PROBLEM REQUIREMENTS: Copy out the line that contains "The picture is", the line that contains "Languages, ChevronDown, Unplug", and every line between them, exactly, and nothing else.

Start of DATA SECTION

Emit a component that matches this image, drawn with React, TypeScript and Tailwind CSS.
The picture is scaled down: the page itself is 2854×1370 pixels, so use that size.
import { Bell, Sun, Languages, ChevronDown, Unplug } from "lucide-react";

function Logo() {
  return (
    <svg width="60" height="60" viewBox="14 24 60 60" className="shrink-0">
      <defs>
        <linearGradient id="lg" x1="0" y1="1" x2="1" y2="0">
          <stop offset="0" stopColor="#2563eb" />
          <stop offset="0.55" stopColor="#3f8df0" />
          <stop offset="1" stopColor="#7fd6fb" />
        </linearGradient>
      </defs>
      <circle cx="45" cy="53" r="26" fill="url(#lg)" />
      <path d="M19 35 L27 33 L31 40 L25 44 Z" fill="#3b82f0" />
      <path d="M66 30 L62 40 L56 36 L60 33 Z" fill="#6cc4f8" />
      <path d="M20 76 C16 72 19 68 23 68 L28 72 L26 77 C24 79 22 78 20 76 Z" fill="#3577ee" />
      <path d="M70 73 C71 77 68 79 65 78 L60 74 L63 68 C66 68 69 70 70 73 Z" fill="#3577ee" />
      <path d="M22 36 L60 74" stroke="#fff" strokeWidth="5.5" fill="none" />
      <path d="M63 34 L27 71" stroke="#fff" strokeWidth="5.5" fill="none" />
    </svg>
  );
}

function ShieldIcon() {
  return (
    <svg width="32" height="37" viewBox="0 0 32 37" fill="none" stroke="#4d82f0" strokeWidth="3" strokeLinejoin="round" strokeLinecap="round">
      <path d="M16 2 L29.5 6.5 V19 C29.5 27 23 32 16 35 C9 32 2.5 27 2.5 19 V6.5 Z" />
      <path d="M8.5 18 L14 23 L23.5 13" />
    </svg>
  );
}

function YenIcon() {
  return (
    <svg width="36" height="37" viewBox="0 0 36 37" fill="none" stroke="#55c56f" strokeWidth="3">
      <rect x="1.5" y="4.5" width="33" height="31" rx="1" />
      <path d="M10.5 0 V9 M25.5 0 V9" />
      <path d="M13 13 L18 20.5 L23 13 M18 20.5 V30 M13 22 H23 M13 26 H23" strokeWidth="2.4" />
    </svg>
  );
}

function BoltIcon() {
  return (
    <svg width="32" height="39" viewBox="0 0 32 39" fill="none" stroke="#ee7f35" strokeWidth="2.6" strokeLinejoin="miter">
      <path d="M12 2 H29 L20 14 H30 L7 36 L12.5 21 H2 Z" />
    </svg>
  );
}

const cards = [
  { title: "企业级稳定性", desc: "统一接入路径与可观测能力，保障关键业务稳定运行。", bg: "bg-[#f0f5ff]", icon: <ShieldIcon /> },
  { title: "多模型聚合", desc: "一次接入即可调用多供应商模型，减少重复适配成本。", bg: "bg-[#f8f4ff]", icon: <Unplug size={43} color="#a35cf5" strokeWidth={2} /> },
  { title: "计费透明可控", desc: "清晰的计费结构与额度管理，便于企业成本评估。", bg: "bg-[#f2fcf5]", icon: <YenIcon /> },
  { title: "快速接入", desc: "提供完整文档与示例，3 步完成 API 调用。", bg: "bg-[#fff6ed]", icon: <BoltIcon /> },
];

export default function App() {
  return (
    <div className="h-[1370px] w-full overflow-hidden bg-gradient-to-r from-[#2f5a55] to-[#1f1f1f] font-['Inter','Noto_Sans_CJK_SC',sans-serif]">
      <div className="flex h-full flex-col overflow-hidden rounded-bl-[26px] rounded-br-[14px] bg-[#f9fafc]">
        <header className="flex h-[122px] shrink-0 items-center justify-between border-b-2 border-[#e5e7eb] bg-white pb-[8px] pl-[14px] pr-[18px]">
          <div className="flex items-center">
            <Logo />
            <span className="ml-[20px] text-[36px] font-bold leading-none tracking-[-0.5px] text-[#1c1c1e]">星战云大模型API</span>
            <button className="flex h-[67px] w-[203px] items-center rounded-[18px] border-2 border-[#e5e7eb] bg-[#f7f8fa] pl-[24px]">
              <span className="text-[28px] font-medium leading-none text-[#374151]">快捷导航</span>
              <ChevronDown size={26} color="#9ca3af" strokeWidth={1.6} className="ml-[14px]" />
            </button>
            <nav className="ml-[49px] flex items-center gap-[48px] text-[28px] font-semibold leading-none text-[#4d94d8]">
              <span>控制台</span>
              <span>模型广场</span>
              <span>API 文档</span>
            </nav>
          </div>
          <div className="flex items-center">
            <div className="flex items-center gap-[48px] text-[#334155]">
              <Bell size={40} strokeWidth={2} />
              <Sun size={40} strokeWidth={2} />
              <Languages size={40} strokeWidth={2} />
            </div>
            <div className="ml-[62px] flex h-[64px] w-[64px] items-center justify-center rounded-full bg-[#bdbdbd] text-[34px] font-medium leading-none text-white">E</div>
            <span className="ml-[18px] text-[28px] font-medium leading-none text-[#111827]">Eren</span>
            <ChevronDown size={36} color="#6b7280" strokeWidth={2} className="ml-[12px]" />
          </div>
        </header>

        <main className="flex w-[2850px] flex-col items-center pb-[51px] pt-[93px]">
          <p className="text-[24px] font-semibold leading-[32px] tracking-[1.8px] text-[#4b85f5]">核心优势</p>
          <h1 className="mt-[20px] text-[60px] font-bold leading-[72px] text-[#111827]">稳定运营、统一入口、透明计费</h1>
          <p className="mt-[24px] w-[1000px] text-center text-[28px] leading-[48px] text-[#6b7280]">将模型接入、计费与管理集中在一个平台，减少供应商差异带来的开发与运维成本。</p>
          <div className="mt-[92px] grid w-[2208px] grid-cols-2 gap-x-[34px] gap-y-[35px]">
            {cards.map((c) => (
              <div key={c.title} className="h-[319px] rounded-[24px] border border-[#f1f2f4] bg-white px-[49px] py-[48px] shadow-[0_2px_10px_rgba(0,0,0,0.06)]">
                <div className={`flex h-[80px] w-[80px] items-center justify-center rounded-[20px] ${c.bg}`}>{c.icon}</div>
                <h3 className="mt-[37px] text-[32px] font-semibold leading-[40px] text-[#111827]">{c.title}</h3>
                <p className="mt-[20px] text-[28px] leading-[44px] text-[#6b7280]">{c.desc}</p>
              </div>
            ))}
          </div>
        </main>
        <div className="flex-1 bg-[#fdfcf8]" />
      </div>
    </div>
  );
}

End of DATA SECTION

SOLUTION FOR THIS EXERCISE:
The picture is scaled down: the page itself is 2854×1370 pixels, so use that size.
import { Bell, Sun, Languages, ChevronDown, Unplug } from "lucide-react";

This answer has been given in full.